In one instance, during a crowded exodus of our large group time, one of the Zambian boys accidently touched Lorenzo in a way he didn’t like. Lorenzo got right up in his face and said, “Touch me again and see what happens!” I quickly and firmly pinched his shoulder and led him out of the auditorium and in my anger said, “We are trying to teach these kids about God’s love and you are doing the opposite. You know how to act and you know how to treat others with respect. Now start doing it!” I had to get back to my group to make sure the kids got on the right bus, trusting that Lorenzo would get on his right bus. As my bus was about to pull out of camp, someone rushed onto it and said, “Lorenzo is walking down the road outside of Camp by himself!” As the bus turned onto the road, I saw Greer (Family Legacy leader) picking up Lorenzo in his vehicle, so I knew he was in good hands. When I arrived back to our villa Lorenzo wouldn’t talk to anyone.
Our friends, the Schweinfurth family, encouraged him to write me an apology letter. It was more of a, “I’m sorry, but” letter, but at least if opened up conversation between us so that we could move on. It went from saying “I’m sorry” to “you were probably just born with a mental problem” to “I am not here to talk to girls, but to tell people about God” to calling me “mean Brett” to saying “I love you and I know you love me” to “sometimes I don’t like you” to “I hope you accept my apology”. One of the things I really appreciate about Lorenzo is that he’s not afraid to speak his mind! After laughing a bit to myself, I apologized to him for responding in anger and we moved on.
After many conversations with Family Legacy staff, we agreed to let Lorenzo have his own group (with a strong Zambian co-leader) for the second week of Camp. This decision went against every ounce of my own logic and system of trying to reward good behavior, but we knew we didn’t want to have another week like the first one and had to try something new. To my surprise, Lorenzo stepped up to the challenge very well! He took great ownership and proactively took responsibility for the kids in his group. With the exception of him flooding our villa by leaving the water running while we were at Camp, Week 2 went much better.
On the way home though, things took a turn for the worse again. For our overnight layover in London, I gave Lorenzo the choice of whether he wanted to go out with some friends and me for a late night out. He agreed to go, but losing his bandana that he got for free and being tired ruined his night very quickly. He lagged 100 yards behind the group, moped around, and refused to eat an incredible dinner. For the adults who appreciated our chance to have a night out in London, this was very frustrating.

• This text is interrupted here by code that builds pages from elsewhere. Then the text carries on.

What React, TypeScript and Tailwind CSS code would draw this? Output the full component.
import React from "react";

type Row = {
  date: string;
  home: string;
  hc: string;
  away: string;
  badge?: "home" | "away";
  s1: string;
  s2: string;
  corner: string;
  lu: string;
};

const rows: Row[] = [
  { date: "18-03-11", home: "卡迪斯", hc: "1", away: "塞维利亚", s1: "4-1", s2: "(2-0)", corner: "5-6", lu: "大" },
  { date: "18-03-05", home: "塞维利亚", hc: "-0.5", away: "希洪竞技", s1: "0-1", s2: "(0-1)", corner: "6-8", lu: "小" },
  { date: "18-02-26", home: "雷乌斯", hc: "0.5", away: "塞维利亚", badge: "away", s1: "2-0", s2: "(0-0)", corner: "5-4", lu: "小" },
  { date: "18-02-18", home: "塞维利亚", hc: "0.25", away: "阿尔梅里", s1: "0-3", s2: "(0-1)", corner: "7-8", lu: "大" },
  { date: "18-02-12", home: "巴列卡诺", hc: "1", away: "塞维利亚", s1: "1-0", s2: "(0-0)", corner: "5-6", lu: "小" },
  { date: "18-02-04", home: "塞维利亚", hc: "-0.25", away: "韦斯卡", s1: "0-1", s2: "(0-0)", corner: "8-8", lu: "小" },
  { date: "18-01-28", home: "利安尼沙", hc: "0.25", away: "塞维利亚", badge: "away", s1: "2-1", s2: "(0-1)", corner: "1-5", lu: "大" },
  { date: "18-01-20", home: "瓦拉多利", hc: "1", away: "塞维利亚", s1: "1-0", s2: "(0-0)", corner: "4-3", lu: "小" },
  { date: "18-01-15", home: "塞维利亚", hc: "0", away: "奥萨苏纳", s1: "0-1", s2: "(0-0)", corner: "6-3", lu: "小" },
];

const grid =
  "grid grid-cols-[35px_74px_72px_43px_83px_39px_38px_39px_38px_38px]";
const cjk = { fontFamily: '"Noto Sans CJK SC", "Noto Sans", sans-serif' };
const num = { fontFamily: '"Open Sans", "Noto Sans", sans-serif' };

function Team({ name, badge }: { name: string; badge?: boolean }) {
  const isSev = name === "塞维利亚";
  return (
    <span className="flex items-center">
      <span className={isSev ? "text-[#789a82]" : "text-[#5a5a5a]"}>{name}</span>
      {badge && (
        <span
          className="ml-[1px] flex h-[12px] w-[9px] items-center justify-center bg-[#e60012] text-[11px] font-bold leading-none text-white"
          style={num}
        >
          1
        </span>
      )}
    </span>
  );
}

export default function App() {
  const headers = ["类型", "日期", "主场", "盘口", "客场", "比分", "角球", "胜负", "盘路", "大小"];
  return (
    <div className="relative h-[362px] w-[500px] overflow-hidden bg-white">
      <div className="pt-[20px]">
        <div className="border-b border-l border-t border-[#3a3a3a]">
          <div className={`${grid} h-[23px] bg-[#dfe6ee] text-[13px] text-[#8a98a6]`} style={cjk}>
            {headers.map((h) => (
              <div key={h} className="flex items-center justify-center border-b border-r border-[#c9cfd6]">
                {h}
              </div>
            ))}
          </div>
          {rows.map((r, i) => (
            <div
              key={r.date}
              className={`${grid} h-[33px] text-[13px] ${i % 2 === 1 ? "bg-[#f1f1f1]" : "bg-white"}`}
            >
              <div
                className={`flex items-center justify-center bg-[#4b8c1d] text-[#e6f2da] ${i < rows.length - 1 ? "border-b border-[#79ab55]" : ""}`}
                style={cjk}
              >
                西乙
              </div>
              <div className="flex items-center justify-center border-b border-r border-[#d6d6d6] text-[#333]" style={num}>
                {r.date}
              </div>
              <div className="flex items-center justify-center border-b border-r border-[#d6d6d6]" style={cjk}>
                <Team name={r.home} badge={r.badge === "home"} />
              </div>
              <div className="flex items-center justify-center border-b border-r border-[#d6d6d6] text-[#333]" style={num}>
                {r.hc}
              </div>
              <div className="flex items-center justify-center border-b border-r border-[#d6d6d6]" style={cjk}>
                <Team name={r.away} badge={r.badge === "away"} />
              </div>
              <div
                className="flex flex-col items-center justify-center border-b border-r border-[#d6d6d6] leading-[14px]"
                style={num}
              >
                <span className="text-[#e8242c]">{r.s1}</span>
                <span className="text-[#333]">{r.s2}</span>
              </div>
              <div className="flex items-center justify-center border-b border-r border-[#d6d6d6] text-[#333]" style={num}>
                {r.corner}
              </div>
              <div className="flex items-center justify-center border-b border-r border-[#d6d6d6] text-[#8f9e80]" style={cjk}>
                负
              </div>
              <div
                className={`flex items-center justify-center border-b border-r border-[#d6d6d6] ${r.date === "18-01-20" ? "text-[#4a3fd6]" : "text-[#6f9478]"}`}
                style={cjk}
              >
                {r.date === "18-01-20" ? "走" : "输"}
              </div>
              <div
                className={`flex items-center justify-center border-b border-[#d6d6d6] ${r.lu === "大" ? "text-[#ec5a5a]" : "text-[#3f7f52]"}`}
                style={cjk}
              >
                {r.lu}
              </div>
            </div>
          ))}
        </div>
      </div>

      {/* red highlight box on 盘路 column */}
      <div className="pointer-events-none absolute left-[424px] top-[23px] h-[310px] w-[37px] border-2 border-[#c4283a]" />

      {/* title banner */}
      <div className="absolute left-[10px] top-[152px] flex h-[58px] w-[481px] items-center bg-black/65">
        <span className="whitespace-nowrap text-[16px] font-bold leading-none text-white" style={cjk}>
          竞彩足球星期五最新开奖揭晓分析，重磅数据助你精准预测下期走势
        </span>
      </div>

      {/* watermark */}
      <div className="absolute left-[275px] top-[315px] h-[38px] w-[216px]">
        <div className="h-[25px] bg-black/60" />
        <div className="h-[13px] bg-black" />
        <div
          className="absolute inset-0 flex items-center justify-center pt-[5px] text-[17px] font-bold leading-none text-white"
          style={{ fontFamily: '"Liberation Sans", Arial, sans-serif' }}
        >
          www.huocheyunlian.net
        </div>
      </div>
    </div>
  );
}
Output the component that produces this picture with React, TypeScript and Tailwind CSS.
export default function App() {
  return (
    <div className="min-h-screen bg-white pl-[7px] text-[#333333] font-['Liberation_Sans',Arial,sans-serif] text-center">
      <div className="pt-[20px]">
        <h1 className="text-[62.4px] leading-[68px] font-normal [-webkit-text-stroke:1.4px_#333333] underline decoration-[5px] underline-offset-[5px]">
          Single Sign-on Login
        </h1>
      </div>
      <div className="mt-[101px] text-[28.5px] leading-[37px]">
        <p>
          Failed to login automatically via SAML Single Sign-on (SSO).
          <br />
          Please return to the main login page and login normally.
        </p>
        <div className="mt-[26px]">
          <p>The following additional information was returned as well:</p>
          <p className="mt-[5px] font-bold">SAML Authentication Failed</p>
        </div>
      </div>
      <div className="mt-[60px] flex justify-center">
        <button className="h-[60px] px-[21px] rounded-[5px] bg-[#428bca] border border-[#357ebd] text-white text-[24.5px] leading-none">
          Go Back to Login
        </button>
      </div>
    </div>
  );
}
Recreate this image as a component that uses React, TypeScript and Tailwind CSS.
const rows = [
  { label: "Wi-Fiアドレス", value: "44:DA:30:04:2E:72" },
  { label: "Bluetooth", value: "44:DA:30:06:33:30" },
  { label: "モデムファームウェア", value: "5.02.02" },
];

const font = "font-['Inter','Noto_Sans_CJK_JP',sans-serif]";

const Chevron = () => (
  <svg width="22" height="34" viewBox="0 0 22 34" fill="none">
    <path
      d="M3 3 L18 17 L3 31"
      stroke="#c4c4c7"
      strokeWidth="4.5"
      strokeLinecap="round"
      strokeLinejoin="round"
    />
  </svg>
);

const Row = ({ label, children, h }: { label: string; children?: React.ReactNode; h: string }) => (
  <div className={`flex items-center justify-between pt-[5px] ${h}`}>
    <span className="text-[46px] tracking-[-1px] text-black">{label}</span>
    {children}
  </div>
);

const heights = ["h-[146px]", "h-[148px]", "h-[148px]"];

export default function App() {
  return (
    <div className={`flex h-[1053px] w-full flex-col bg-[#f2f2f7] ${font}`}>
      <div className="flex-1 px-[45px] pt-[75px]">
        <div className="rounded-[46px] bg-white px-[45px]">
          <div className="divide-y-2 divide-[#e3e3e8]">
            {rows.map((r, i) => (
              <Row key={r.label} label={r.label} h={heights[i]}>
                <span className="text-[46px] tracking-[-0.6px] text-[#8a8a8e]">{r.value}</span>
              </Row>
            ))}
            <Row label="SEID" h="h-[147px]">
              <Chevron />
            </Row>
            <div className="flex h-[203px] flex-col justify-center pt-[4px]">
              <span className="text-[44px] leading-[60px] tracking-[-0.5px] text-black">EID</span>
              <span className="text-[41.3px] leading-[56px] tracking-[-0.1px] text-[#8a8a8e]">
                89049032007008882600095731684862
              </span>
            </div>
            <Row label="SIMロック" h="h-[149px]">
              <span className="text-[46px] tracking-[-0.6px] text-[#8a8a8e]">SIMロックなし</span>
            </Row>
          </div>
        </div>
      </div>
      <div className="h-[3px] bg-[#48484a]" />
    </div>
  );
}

Side note: Lorenzo almost ended up in a London jail because he packed a slingshot in his carry-on! The airport attendants asked for his passport, called the police, and did a background check on him. They ended up letting him go because he was so young and just confiscated his slingshot which I replaced when we got home. Also, they almost didn’t let us pass through customs because of our unique relationship.
A couple of my friends picked us up from DFW upon our arrival. When they asked Lorenzo how it was, he only talked about the problems we had while we were over there. When they asked what he learned or if anything was good about Africa, he said he had fun on the safari and seeing Victoria Falls. When we dropped Lorenzo off, I let out a huge sigh of relief. After 23 straight days with a middle-schooler, my attitude could be summed up by a semi-serious joke I made to some Americans at Camp Life when they asked how often I see Lorenzo in Dallas and I responded, “Well, Mercy Street has a minimum of 2 personal contacts per month, so I’m good through 2011!”
The next few weekends I had some stuff to catch up on and went to Cleveland to visit my new niece who was born the week we left for Zambia so it gave Lorenzo and me a bit of a break. But the next time Lorenzo was up at Mercy Street he choked one of Trey’s kids and was blatantly disrespectful to Trey, Mercy Street’s executive director, and Tracy, Mercy Street’s building manager. They came and found me and I found Lorenzo storming around. I told him he had to leave and he stormed off saying, “Fine, you can find yourself a new mentee then!” That was a kick square to the teeth.
After all the time and energy I had invested in him in my year of mentoring him and taking him to Africa, I had nothing to show for it. To be honest, I desperately wanted to give up on him. The phrase “lead those who want to be led” was tempting. Not only that, but what do I tell everyone who invested their money and prayers in me bringing him over there? Sorry for wasting your money and my time, but I don’t see any hope?